# The task:
Only the lines from the one with "Generate a component" through the one with "Output the component" are to be restated, word for word, with both of them included.

# Data for this task:
────────────────────────────────────────
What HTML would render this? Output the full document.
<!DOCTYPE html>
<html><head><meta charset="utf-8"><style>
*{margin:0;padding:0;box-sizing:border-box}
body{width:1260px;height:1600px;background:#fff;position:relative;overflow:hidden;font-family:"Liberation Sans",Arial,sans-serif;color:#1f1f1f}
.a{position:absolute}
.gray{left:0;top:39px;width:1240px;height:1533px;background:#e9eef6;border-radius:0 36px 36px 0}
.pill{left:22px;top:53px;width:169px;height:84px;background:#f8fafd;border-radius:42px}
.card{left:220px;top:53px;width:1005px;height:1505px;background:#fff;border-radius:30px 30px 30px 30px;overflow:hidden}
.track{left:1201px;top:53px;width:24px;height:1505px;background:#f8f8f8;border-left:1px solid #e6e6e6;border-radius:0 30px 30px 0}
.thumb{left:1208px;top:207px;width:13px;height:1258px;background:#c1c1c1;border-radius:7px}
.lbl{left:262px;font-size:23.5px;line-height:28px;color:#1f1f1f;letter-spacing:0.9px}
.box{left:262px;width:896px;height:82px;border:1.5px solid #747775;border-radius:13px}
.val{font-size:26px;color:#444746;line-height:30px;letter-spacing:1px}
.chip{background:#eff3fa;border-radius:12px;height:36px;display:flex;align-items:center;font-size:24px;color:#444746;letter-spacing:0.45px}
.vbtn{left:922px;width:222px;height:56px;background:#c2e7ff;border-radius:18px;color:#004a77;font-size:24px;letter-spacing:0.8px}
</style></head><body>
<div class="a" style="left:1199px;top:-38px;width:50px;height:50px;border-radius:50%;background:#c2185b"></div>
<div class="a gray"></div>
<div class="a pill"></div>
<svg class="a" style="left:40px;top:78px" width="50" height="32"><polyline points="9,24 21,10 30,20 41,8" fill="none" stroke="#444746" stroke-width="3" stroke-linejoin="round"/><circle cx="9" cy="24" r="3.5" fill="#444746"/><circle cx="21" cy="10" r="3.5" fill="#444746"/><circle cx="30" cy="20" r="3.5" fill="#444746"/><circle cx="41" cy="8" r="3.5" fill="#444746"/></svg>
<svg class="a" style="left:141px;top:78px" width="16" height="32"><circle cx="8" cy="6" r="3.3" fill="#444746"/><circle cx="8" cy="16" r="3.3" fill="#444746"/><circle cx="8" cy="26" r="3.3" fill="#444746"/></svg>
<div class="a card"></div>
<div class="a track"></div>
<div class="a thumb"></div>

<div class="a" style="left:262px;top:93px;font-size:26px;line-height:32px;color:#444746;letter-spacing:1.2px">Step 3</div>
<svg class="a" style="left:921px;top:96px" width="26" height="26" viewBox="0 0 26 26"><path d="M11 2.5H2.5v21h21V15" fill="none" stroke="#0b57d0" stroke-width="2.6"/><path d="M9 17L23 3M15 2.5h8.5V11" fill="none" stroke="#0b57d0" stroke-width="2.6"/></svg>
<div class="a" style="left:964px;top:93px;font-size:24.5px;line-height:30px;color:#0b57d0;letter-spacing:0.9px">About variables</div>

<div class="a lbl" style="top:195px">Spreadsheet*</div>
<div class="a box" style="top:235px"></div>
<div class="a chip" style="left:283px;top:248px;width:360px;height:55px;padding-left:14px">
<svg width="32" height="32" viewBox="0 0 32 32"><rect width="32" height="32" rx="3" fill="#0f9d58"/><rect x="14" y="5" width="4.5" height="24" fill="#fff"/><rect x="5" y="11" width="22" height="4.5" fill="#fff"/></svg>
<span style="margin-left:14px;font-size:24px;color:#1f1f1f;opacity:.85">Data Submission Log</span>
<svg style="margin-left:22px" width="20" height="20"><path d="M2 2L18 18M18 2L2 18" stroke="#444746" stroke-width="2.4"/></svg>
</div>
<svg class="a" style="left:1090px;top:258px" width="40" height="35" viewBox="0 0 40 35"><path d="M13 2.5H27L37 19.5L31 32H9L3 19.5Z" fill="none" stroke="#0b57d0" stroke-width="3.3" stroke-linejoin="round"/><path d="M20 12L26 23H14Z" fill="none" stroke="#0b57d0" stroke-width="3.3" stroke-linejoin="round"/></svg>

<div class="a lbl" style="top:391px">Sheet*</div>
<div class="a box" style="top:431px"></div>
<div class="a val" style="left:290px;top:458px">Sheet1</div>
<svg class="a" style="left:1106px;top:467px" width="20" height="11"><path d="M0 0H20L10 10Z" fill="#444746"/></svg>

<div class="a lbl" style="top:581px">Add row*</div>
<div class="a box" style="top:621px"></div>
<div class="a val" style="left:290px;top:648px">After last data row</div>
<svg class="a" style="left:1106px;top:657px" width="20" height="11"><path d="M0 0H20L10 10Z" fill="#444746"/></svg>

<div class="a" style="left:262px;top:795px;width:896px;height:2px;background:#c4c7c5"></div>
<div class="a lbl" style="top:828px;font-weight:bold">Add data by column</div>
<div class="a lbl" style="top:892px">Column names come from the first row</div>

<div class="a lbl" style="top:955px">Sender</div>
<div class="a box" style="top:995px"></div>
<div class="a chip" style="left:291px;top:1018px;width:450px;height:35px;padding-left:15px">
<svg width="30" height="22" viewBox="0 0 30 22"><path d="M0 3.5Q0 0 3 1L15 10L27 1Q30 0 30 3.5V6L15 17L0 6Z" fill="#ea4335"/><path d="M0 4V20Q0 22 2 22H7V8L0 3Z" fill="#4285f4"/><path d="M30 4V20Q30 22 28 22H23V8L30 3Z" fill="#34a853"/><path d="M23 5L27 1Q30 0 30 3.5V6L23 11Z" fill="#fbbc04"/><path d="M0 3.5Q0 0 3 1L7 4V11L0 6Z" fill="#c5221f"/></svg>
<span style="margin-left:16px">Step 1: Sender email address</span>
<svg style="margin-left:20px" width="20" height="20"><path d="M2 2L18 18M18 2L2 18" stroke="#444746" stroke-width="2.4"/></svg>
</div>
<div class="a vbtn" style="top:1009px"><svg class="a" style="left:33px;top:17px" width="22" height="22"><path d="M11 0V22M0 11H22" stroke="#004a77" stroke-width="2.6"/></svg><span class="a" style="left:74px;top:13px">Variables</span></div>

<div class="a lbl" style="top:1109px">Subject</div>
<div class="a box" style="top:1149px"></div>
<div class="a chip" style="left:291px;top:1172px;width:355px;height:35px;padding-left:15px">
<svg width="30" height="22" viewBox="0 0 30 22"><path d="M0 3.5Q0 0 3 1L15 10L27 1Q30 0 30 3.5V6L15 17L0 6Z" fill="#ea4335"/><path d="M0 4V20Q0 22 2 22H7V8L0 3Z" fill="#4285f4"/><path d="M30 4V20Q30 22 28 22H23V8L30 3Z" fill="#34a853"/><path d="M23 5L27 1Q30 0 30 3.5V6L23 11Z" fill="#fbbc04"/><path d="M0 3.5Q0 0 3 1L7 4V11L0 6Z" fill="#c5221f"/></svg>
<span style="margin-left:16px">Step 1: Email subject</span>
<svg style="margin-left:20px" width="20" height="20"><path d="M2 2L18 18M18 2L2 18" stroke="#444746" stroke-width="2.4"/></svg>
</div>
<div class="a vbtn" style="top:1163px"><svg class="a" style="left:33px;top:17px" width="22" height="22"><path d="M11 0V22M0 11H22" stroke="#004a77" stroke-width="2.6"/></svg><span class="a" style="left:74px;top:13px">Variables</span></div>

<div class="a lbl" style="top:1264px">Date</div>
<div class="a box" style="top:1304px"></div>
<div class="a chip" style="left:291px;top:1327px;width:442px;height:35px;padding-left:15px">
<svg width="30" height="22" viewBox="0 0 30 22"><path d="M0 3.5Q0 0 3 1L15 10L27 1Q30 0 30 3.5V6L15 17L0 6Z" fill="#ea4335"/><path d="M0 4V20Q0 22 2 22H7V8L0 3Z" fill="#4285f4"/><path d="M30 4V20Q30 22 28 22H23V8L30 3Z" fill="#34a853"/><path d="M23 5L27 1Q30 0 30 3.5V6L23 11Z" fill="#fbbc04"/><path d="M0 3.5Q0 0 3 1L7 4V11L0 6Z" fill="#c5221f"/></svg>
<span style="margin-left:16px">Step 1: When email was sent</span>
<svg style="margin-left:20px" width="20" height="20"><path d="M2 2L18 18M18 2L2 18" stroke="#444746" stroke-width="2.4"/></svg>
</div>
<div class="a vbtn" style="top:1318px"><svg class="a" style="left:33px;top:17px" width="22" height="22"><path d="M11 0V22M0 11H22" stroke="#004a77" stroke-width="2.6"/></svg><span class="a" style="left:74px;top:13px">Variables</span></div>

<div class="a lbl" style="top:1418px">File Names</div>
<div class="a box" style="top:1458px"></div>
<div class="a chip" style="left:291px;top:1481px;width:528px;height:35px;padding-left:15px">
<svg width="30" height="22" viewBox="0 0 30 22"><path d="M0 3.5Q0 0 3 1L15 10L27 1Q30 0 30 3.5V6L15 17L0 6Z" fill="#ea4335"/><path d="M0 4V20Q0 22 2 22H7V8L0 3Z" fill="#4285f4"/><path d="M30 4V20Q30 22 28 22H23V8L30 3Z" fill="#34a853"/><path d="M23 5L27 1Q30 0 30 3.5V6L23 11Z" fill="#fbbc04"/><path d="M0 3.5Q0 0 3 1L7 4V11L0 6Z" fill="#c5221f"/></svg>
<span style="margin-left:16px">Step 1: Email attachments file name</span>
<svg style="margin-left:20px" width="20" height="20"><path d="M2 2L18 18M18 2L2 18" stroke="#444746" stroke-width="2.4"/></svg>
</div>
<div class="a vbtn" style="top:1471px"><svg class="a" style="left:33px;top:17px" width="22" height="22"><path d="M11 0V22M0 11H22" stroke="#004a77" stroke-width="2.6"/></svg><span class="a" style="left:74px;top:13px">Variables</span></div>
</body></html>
────────────────────────────────────────
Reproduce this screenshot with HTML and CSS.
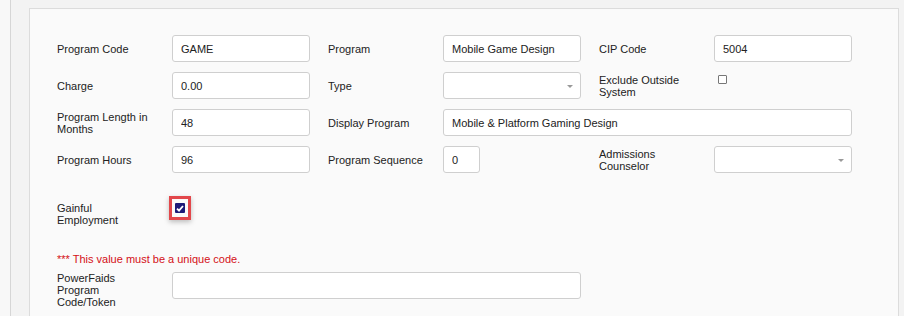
────────────────────────────────────────
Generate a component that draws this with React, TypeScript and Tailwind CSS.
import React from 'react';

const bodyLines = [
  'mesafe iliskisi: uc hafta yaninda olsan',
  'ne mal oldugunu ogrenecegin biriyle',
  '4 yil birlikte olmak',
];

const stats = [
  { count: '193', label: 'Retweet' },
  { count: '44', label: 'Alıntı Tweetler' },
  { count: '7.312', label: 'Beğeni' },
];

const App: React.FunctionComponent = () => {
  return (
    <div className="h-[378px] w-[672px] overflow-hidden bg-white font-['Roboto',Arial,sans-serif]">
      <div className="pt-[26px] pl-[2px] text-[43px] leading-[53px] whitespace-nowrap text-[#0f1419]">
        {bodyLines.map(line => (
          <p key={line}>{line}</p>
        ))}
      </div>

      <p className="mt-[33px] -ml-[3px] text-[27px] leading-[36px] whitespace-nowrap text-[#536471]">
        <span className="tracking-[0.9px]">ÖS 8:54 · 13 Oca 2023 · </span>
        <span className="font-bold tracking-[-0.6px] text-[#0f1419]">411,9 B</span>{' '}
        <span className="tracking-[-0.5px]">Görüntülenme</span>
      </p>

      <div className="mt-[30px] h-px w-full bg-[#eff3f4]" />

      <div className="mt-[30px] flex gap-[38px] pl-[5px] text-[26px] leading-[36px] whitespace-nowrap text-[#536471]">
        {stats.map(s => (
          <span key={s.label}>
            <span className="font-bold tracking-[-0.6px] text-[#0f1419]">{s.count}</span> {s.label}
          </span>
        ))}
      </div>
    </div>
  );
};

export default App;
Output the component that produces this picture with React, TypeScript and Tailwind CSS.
────────────────────────────────────────
# Output of the exercise:
Generate a component that draws this with React, TypeScript and Tailwind CSS.
import React from 'react';

const bodyLines = [
  'mesafe iliskisi: uc hafta yaninda olsan',
  'ne mal oldugunu ogrenecegin biriyle',
  '4 yil birlikte olmak',
];

const stats = [
  { count: '193', label: 'Retweet' },
  { count: '44', label: 'Alıntı Tweetler' },
  { count: '7.312', label: 'Beğeni' },
];

const App: React.FunctionComponent = () => {
  return (
    <div className="h-[378px] w-[672px] overflow-hidden bg-white font-['Roboto',Arial,sans-serif]">
      <div className="pt-[26px] pl-[2px] text-[43px] leading-[53px] whitespace-nowrap text-[#0f1419]">
        {bodyLines.map(line => (
          <p key={line}>{line}</p>
        ))}
      </div>

      <p className="mt-[33px] -ml-[3px] text-[27px] leading-[36px] whitespace-nowrap text-[#536471]">
        <span className="tracking-[0.9px]">ÖS 8:54 · 13 Oca 2023 · </span>
        <span className="font-bold tracking-[-0.6px] text-[#0f1419]">411,9 B</span>{' '}
        <span className="tracking-[-0.5px]">Görüntülenme</span>
      </p>

      <div className="mt-[30px] h-px w-full bg-[#eff3f4]" />

      <div className="mt-[30px] flex gap-[38px] pl-[5px] text-[26px] leading-[36px] whitespace-nowrap text-[#536471]">
        {stats.map(s => (
          <span key={s.label}>
            <span className="font-bold tracking-[-0.6px] text-[#0f1419]">{s.count}</span> {s.label}
          </span>
        ))}
      </div>
    </div>
  );
};

export default App;
Output the component that produces this picture with React, TypeScript and Tailwind CSS.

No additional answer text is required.